Con el tiempo, se revela que los que de verdad se están anotando el tanto son los empresarios que gestionan lo que la sociedad debe hacer con sus horas de relax. Fueron ellos los que patrocinaron aquellos tuits porque el ocio sin niños es mucho más rentable. Años antes, habían decidido que la gallina de los huevos de oro estaba en las posibilidades del tiempo libre en familia, pero los números les habían demostrado que los platos de espaguetis y las camas supletorias en los hoteles cuadraban menos sus libros de cuentas que el ocio para singles, amigos y parejas.

Para cuando se descubre el pastel, los niños, a los que se les excluyó de demasiadas cosas, ya se han hecho mayores. Muchos de ellos solo saben mirar un iPad para no molestar. Además, no conocen ninguna de las normas y límites de la convivencia en sociedad que solo se consiguen cuando se está integrado en el mismo grupo que los adultos.
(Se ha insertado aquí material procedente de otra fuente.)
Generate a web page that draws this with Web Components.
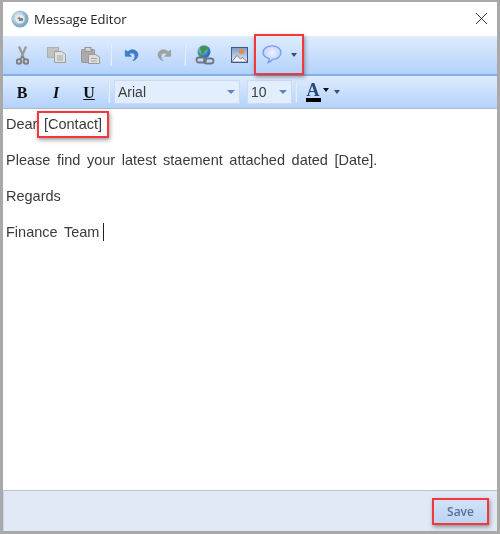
<!DOCTYPE html>
<html><head><meta charset="utf-8"><title>Message Editor</title>
<style>
html,body{margin:0;padding:0;background:#fff}
body{width:500px;height:534px;overflow:hidden}
</style></head><body>
<message-editor></message-editor>
<template id="tb"><style>
:host{display:flex;align-items:center;height:var(--h,38px);box-sizing:border-box;padding-left:var(--pl,3px);background:linear-gradient(#dfecfd,#b3d2fb);flex:none}
</style><slot></slot></template>
<template id="ib"><style>
:host{display:flex;align-items:center;justify-content:center;width:var(--w,34px);height:30px;flex:none}
svg{display:block}
</style><slot></slot></template>
<script>
const def=(n,tpl)=>customElements.define(n,class extends HTMLElement{
 constructor(){super();const s=this.attachShadow({mode:'open'});
  if(tpl[0]==='#')s.append(document.querySelector(tpl).content.cloneNode(true));else s.innerHTML=tpl;}
});
def('tool-bar','#tb');
def('icon-btn','#ib');
def('tool-sep',`<style>:host{display:block;width:2px;height:22px;background:linear-gradient(90deg,#c3d9f6,#eef5fe);margin:0 var(--m,8px);flex:none}</style>`);
def('drop-caret',`<style>:host{display:block;width:0;height:0;border-left:3.5px solid transparent;border-right:3.5px solid transparent;border-top:4px solid #2d4f86;flex:none}</style>`);
def('combo-box',`<style>
:host{display:flex;align-items:center;box-sizing:border-box;height:24px;background:#e3eefc;border:1px solid #c9dbf2;padding:0 4px 0 3px;font:14px "Liberation Sans",Arial,sans-serif;color:#3c3c3c;flex:none}
span{flex:1}
i{display:block;width:0;height:0;border-left:4px solid transparent;border-right:4px solid transparent;border-top:4px solid #5f86b8}
</style><span><slot></slot></span><i></i>`);
def('red-mark',`<style>
:host{display:inline-flex;align-items:center;box-sizing:border-box;border:2.5px solid #f2383c;box-shadow:1px 2px 4px rgba(60,60,60,.5)}
</style><slot></slot>`);
def('title-bar',`<style>
:host{display:flex;align-items:center;height:34px;background:#fff;flex:none;padding-left:8px;font:13px "Open Sans","Noto Sans",sans-serif;color:#222}
.ic{margin-right:5px;display:block}
.t{flex:1}
.x{margin:0 9px 2px 0;display:block}
</style>
<svg class="ic" width="18" height="18" viewBox="0 0 18 18"><defs><radialGradient id="d" cx=".4" cy=".4"><stop offset="0" stop-color="#f4f4f4"/><stop offset=".55" stop-color="#b9d2dd"/><stop offset="1" stop-color="#7fa9c6"/></radialGradient></defs><circle cx="9" cy="9" r="8.6" fill="url(#d)"/><circle cx="9" cy="9" r="4.6" fill="#e8e8ea"/><path d="M6 8.5l3-2v1.5h3v3H8v-1.5z" fill="#7a8691"/></svg>
<span class="t"><slot></slot></span>
<svg class="x" width="13" height="13" viewBox="0 0 13 13"><path d="M1 1l11 11M12 1L1 12" stroke="#333" stroke-width="1" fill="none"/></svg>`);
def('editor-pane',`<style>
:host{display:flex;flex-direction:column;gap:18px;flex:1;background:#fff;padding:6px 3px 0;box-sizing:border-box;border-top:1px solid #b6bcc4;font:14.5px/18px "Liberation Sans",Arial,sans-serif;color:#3a3a3a;word-spacing:2.6px}
div{height:18px;display:flex;align-items:center;white-space:pre}
.caret{display:inline-block;width:1px;height:18px;background:#222;margin-left:4px}
red-mark{height:27px;padding:0 4.5px;margin-left:-6.6px;word-spacing:0}
</style><slot></slot>
<div>Dear <red-mark>[Contact]</red-mark></div>
<div>Please find your latest staement attached dated [Date].</div>
<div>Regards</div>
<div>Finance Team<span class="caret"></span></div>`);
def('foot-bar',`<style>
:host{display:flex;align-items:center;justify-content:flex-end;height:41px;flex:none;box-sizing:border-box;background:#e1e9f7;border-top:1px solid #bcc2ca;border-left:1px solid #c7d6ea;padding:0 8px 0 0}
red-mark{width:57px;height:27px;justify-content:center;background:linear-gradient(#d3e2f7,#bcd4f2);font:600 12px "Open Sans","Noto Sans",sans-serif;color:#54709f;margin-top:1px}
</style><red-mark><slot></slot></red-mark>`);
const cut=`<svg width="13" height="19" viewBox="0 0 13 19"><path d="M3 .5l4.500 10.500M10 .5L5.500 11" stroke="#999" stroke-width="2.200" fill="none"/><circle cx="3" cy="15.500" r="2.300" fill="none" stroke="#7f7f7f" stroke-width="2"/><circle cx="10" cy="15.500" r="2.300" fill="none" stroke="#7f7f7f" stroke-width="2"/><path d="M6.500 10.500L4 13.500M6.500 10.500L9 13.500" stroke="#7f7f7f" stroke-width="1.800"/></svg>`;
const copy=`<svg width="19" height="16" viewBox="0 0 19 16"><rect x=".5" y=".5" width="11" height="10" fill="#c2c2c2" stroke="#adadad"/><path d="M7.500 4.500h7l4 3v8h-11z" fill="#e0e0e0" stroke="#9f9f9f"/><path d="M10 9h6M10 11h6M10 13h6" stroke="#a6a6a6"/></svg>`;
const paste=`<svg width="19" height="17" viewBox="0 0 19 17"><rect x=".5" y="2.500" width="13" height="13" rx="1" fill="#ababab" stroke="#969696"/><rect x="4" y=".5" width="6" height="4" fill="#d3d3d3" stroke="#969696"/><path d="M7.500 7.500h7l4 2.500v6.500h-11z" fill="#dedede" stroke="#9a9a9a"/><path d="M10 11.500h6M10 14h6" stroke="#a6a6a6"/></svg>`;
const ud=`M1.500 3v7h7L5.800 7.400C8 5.500 11.500 6 12.300 9c.5 2-.3 4-2.300 6 3.500-1 6.200-3.800 5.800-7.600C15.200 3 9 .6 4.400 4.800z`;
const undo=`<svg width="15" height="16" viewBox="0 0 17 17"><path d="${ud}" fill="#3b7fd0" stroke="#2a62ad" stroke-width=".6"/></svg>`;
const redo=`<svg width="15" height="16" viewBox="0 0 17 17"><g transform="matrix(-1 0 0 1 17 0)"><path d="${ud}" fill="#a3a3a3" stroke="#8c8c8c" stroke-width=".6"/></g></svg>`;
const globe=`<svg width="20" height="20" viewBox="0 0 20 20"><defs><radialGradient id="gl" cx=".4" cy=".35"><stop offset="0" stop-color="#a9e0ee"/><stop offset="1" stop-color="#2a6fc0"/></radialGradient></defs><circle cx="9" cy="6.800" r="6.500" fill="url(#gl)"/><path d="M5.500 1.500c3-1 6-.5 7 1.500-1 3-3 2-3 5-2 2-4 0-3.500-2C5 5 4.500 3.500 5.500 1.500z" fill="#3f9a3c"/><path d="M3 8c1 0 3 1 3 3 0 1-1 1-1 1-1-1-2-2-2-4z" fill="#4aa644"/><g fill="none" stroke="#6e7680" stroke-width="1.800"><rect x="1.500" y="12.500" width="9.500" height="5" rx="2.500"/><rect x="9" y="13.500" width="9.500" height="5" rx="2.500"/></g></svg>`;
const pic=`<svg width="17" height="16" viewBox="0 0 17 16"><defs><linearGradient id="sk" x1="0" y1="0" x2="0" y2="1"><stop offset="0" stop-color="#7d9cc8"/><stop offset="1" stop-color="#e8eef6"/></linearGradient></defs><rect x=".5" y=".5" width="16" height="15" fill="url(#sk)" stroke="#3c5a8a"/><circle cx="10.500" cy="4.500" r="2.600" fill="#ef8a3c"/><path d="M1 14.500l5-6 3.500 3.500 2-1.500 4.500 4v.500H1z" fill="#f6f6f8" stroke="#4a5f80" stroke-width=".7"/></svg>`;
const bub=`<svg width="20" height="19" viewBox="0 0 20 19"><defs><radialGradient id="bb" cx=".5" cy=".42" r=".6"><stop offset="0" stop-color="#eef3fe"/><stop offset=".65" stop-color="#c9d9fb"/><stop offset="1" stop-color="#9bb5f3"/></radialGradient></defs><path d="M10 .8c5 0 9 2.800 9 6.700s-4 7-8.500 6.800c-1 1.400-2.500 2.800-4.500 3.300.9-1.200 1.300-2.500 1.200-4C3.500 12.400 1 10.200 1 7.500 1 3.600 5 .8 10 .8z" fill="url(#bb)" stroke="#7a9bee" stroke-width="1.300"/></svg>`;
customElements.define('message-editor',class extends HTMLElement{
 constructor(){super();const s=this.attachShadow({mode:'open'});
 s.innerHTML=`<style>
 :host{display:flex;flex-direction:column;box-sizing:border-box;width:500px;height:534px;border:solid #a9a9a9;border-width:2px 3px 3px 3px;background:#fff;filter:blur(.4px)}
 .fmt{font:bold 16px "Liberation Serif",serif;color:#111;padding-top:1px;box-sizing:border-box}
 .mark{height:41px;margin:-2px 0 -1px -3px;padding:0 0 0 4px;width:50px;gap:2px;flex:none;position:relative;z-index:1}
 .a{display:flex;flex-direction:column;align-items:center;font:bold 18px/14px "Liberation Serif",serif;color:#26477d;width:15px}
 .a b{display:block;width:15px;height:4px;background:#000;margin-top:1px}
 .row2{--h:34px;border-top:2px solid #84aee6}
 </style>
 <title-bar>Message Editor</title-bar>
 <tool-bar style="--h:38px;--pl:2px">
  <icon-btn>${cut}</icon-btn><icon-btn>${copy}</icon-btn><icon-btn>${paste}</icon-btn>
  <tool-sep style="--m:3px"></tool-sep>
  <icon-btn style="--w:32px">${undo}</icon-btn><icon-btn>${redo}</icon-btn>
  <tool-sep style="--m:3px"></tool-sep>
  <icon-btn style="--w:32px">${globe}</icon-btn><icon-btn style="--w:36px">${pic}</icon-btn>
  <red-mark class="mark"><icon-btn style="--w:24px">${bub}</icon-btn><drop-caret style="margin-left:5px"></drop-caret></red-mark>
 </tool-bar>
 <tool-bar class="row2">
  <icon-btn class="fmt" style="margin-left:-1px">B</icon-btn><icon-btn class="fmt" style="font-style:italic">I</icon-btn><icon-btn class="fmt" style="text-decoration:underline;--w:32px">U</icon-btn>
  <tool-sep style="--m:3px"></tool-sep>
  <combo-box style="width:126px;margin-left:1px">Arial</combo-box>
  <combo-box style="width:45px;margin-left:7px">10</combo-box>
  <tool-sep style="--m:3px"></tool-sep>
  <icon-btn style="--w:28px;margin-left:3px"><span class="a">A<b></b></span><drop-caret style="border-top-color:#111;margin:0 0 4px 2px"></drop-caret></icon-btn>
  <drop-caret style="margin-left:3px"></drop-caret>
 </tool-bar>
 <editor-pane></editor-pane>
 <foot-bar>Save</foot-bar>`;
 }
});
</script>
</body></html>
Esos ahora son ancianos y tampoco les va mucho mejor tras haber reducido el significado que la infancia integrada en todas las áreas podía tener en ellos.

Se saltaron lo de vivir esa regresión a la ingenuidad y la ruptura de esquemas que conlleva tener niños alrededor, así que se parecen a los hombres grises de Momo, la novela de Michael Ende. Además, necesitan que los cuiden, pero los niños a los que apartaron no saben cómo hacerlo. Les faltan los mecanismos porque no los tuvieron con ellos. Tampoco les contaron lo importantes que podían llegar a ser. Tan solo que eran un problema que se debía apartar.

Menuda historia, ¿verdad? Es una distopía, que son esas sobre mundos futuros en los que la sociedad vive en jaulas doradas, como las que se cuentan en la serie Black Mirror o la película Los Juegos del Hambre. Sirven para advertirnos de hasta dónde podemos llegar si elegimos un mal desvío en el camino. O si escribimos el hashtag equivocado.